▶ [DIRECTION]: Give the data a second time, exactly and in full.

━━━━━━━━━━━━━━━━━━━━

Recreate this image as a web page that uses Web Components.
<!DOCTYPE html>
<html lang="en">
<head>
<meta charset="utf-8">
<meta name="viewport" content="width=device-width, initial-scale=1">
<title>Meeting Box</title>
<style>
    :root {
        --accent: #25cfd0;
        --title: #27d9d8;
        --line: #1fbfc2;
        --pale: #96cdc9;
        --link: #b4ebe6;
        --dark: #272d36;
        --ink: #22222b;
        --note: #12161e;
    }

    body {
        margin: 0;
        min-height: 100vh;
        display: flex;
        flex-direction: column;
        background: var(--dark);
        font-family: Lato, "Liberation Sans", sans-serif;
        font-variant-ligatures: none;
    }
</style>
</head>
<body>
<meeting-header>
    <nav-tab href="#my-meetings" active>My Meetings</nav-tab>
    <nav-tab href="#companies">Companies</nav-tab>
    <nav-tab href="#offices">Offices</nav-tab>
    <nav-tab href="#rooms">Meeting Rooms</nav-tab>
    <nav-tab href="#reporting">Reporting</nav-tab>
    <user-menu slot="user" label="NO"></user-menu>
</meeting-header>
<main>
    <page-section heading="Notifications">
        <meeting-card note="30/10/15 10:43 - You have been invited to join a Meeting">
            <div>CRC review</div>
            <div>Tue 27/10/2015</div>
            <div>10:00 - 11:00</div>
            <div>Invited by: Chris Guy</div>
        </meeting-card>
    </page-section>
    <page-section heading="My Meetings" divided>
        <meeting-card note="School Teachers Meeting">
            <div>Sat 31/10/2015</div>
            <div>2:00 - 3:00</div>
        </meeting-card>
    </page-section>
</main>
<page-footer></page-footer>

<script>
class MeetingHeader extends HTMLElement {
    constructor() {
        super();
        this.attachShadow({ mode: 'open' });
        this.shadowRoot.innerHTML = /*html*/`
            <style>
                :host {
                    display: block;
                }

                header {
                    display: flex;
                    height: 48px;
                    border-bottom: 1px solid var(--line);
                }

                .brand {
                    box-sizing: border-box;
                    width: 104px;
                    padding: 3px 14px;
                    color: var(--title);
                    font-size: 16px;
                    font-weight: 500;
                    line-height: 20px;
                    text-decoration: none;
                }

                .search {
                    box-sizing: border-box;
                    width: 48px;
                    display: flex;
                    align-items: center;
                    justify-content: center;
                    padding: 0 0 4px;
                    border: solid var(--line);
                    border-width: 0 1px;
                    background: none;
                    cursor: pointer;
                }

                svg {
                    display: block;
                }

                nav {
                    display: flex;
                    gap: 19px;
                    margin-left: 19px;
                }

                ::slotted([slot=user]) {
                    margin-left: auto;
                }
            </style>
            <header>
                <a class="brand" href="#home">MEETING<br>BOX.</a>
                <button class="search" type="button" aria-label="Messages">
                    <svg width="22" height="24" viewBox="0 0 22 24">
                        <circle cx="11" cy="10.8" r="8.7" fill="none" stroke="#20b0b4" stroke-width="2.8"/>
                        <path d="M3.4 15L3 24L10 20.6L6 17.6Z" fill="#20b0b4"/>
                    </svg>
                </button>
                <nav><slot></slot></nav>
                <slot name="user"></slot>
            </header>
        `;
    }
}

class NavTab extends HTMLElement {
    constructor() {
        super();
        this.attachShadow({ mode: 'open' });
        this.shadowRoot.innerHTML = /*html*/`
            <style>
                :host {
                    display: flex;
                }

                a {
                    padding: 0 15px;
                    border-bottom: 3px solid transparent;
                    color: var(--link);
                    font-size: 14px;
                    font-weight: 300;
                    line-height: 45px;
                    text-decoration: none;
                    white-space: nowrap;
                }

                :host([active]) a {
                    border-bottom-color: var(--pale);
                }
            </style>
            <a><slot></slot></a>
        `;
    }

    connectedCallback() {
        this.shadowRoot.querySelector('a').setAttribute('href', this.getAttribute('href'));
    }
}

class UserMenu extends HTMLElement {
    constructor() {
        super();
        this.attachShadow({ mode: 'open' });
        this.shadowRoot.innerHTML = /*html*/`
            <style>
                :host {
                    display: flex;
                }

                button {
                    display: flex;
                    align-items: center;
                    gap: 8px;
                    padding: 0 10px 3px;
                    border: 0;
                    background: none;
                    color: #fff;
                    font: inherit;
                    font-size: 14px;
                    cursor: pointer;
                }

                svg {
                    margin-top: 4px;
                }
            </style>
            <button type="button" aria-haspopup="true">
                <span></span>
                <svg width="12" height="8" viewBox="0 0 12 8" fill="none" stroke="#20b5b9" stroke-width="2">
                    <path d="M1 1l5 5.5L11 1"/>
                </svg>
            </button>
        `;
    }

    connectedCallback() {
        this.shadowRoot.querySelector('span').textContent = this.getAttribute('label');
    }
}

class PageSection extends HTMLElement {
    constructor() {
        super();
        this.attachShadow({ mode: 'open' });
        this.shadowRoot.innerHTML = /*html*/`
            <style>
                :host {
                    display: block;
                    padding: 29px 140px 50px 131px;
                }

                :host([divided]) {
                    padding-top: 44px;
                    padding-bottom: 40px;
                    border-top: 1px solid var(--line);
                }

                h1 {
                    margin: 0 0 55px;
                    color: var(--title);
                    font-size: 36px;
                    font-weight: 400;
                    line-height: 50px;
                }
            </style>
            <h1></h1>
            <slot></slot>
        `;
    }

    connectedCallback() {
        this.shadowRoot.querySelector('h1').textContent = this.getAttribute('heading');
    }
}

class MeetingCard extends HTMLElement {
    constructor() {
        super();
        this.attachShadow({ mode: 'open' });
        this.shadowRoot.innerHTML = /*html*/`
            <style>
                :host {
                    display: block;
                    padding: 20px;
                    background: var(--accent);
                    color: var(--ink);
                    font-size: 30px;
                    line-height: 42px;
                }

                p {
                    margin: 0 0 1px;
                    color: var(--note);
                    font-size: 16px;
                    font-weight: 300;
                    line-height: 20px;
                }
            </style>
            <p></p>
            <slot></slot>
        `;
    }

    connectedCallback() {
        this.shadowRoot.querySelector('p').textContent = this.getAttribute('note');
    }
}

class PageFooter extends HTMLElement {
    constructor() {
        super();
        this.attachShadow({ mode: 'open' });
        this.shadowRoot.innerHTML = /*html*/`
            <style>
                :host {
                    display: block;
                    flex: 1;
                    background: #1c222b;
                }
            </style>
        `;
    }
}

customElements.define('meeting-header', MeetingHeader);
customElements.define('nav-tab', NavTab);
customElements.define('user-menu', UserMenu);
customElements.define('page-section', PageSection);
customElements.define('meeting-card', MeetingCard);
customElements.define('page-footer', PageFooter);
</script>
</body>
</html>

━━━━━━━━━━━━━━━━━━━━

▶ [ANSWER BELOW]:
Recreate this image as a web page that uses Web Components.
<!DOCTYPE html>
<html lang="en">
<head>
<meta charset="utf-8">
<meta name="viewport" content="width=device-width, initial-scale=1">
<title>Meeting Box</title>
<style>
    :root {
        --accent: #25cfd0;
        --title: #27d9d8;
        --line: #1fbfc2;
        --pale: #96cdc9;
        --link: #b4ebe6;
        --dark: #272d36;
        --ink: #22222b;
        --note: #12161e;
    }

    body {
        margin: 0;
        min-height: 100vh;
        display: flex;
        flex-direction: column;
        background: var(--dark);
        font-family: Lato, "Liberation Sans", sans-serif;
        font-variant-ligatures: none;
    }
</style>
</head>
<body>
<meeting-header>
    <nav-tab href="#my-meetings" active>My Meetings</nav-tab>
    <nav-tab href="#companies">Companies</nav-tab>
    <nav-tab href="#offices">Offices</nav-tab>
    <nav-tab href="#rooms">Meeting Rooms</nav-tab>
    <nav-tab href="#reporting">Reporting</nav-tab>
    <user-menu slot="user" label="NO"></user-menu>
</meeting-header>
<main>
    <page-section heading="Notifications">
        <meeting-card note="30/10/15 10:43 - You have been invited to join a Meeting">
            <div>CRC review</div>
            <div>Tue 27/10/2015</div>
            <div>10:00 - 11:00</div>
            <div>Invited by: Chris Guy</div>
        </meeting-card>
    </page-section>
    <page-section heading="My Meetings" divided>
        <meeting-card note="School Teachers Meeting">
            <div>Sat 31/10/2015</div>
            <div>2:00 - 3:00</div>
        </meeting-card>
    </page-section>
</main>
<page-footer></page-footer>

<script>
class MeetingHeader extends HTMLElement {
    constructor() {
        super();
        this.attachShadow({ mode: 'open' });
        this.shadowRoot.innerHTML = /*html*/`
            <style>
                :host {
                    display: block;
                }

                header {
                    display: flex;
                    height: 48px;
                    border-bottom: 1px solid var(--line);
                }

                .brand {
                    box-sizing: border-box;
                    width: 104px;
                    padding: 3px 14px;
                    color: var(--title);
                    font-size: 16px;
                    font-weight: 500;
                    line-height: 20px;
                    text-decoration: none;
                }

                .search {
                    box-sizing: border-box;
                    width: 48px;
                    display: flex;
                    align-items: center;
                    justify-content: center;
                    padding: 0 0 4px;
                    border: solid var(--line);
                    border-width: 0 1px;
                    background: none;
                    cursor: pointer;
                }

                svg {
                    display: block;
                }

                nav {
                    display: flex;
                    gap: 19px;
                    margin-left: 19px;
                }

                ::slotted([slot=user]) {
                    margin-left: auto;
                }
            </style>
            <header>
                <a class="brand" href="#home">MEETING<br>BOX.</a>
                <button class="search" type="button" aria-label="Messages">
                    <svg width="22" height="24" viewBox="0 0 22 24">
                        <circle cx="11" cy="10.8" r="8.7" fill="none" stroke="#20b0b4" stroke-width="2.8"/>
                        <path d="M3.4 15L3 24L10 20.6L6 17.6Z" fill="#20b0b4"/>
                    </svg>
                </button>
                <nav><slot></slot></nav>
                <slot name="user"></slot>
            </header>
        `;
    }
}

class NavTab extends HTMLElement {
    constructor() {
        super();
        this.attachShadow({ mode: 'open' });
        this.shadowRoot.innerHTML = /*html*/`
            <style>
                :host {
                    display: flex;
                }

                a {
                    padding: 0 15px;
                    border-bottom: 3px solid transparent;
                    color: var(--link);
                    font-size: 14px;
                    font-weight: 300;
                    line-height: 45px;
                    text-decoration: none;
                    white-space: nowrap;
                }

                :host([active]) a {
                    border-bottom-color: var(--pale);
                }
            </style>
            <a><slot></slot></a>
        `;
    }

    connectedCallback() {
        this.shadowRoot.querySelector('a').setAttribute('href', this.getAttribute('href'));
    }
}

class UserMenu extends HTMLElement {
    constructor() {
        super();
        this.attachShadow({ mode: 'open' });
        this.shadowRoot.innerHTML = /*html*/`
            <style>
                :host {
                    display: flex;
                }

                button {
                    display: flex;
                    align-items: center;
                    gap: 8px;
                    padding: 0 10px 3px;
                    border: 0;
                    background: none;
                    color: #fff;
                    font: inherit;
                    font-size: 14px;
                    cursor: pointer;
                }

                svg {
                    margin-top: 4px;
                }
            </style>
            <button type="button" aria-haspopup="true">
                <span></span>
                <svg width="12" height="8" viewBox="0 0 12 8" fill="none" stroke="#20b5b9" stroke-width="2">
                    <path d="M1 1l5 5.5L11 1"/>
                </svg>
            </button>
        `;
    }

    connectedCallback() {
        this.shadowRoot.querySelector('span').textContent = this.getAttribute('label');
    }
}

class PageSection extends HTMLElement {
    constructor() {
        super();
        this.attachShadow({ mode: 'open' });
        this.shadowRoot.innerHTML = /*html*/`
            <style>
                :host {
                    display: block;
                    padding: 29px 140px 50px 131px;
                }

                :host([divided]) {
                    padding-top: 44px;
                    padding-bottom: 40px;
                    border-top: 1px solid var(--line);
                }

                h1 {
                    margin: 0 0 55px;
                    color: var(--title);
                    font-size: 36px;
                    font-weight: 400;
                    line-height: 50px;
                }
            </style>
            <h1></h1>
            <slot></slot>
        `;
    }

    connectedCallback() {
        this.shadowRoot.querySelector('h1').textContent = this.getAttribute('heading');
    }
}

class MeetingCard extends HTMLElement {
    constructor() {
        super();
        this.attachShadow({ mode: 'open' });
        this.shadowRoot.innerHTML = /*html*/`
            <style>
                :host {
                    display: block;
                    padding: 20px;
                    background: var(--accent);
                    color: var(--ink);
                    font-size: 30px;
                    line-height: 42px;
                }

                p {
                    margin: 0 0 1px;
                    color: var(--note);
                    font-size: 16px;
                    font-weight: 300;
                    line-height: 20px;
                }
            </style>
            <p></p>
            <slot></slot>
        `;
    }

    connectedCallback() {
        this.shadowRoot.querySelector('p').textContent = this.getAttribute('note');
    }
}

class PageFooter extends HTMLElement {
    constructor() {
        super();
        this.attachShadow({ mode: 'open' });
        this.shadowRoot.innerHTML = /*html*/`
            <style>
                :host {
                    display: block;
                    flex: 1;
                    background: #1c222b;
                }
            </style>
        `;
    }
}

customElements.define('meeting-header', MeetingHeader);
customElements.define('nav-tab', NavTab);
customElements.define('user-menu', UserMenu);
customElements.define('page-section', PageSection);
customElements.define('meeting-card', MeetingCard);
customElements.define('page-footer', PageFooter);
</script>
</body>
</html>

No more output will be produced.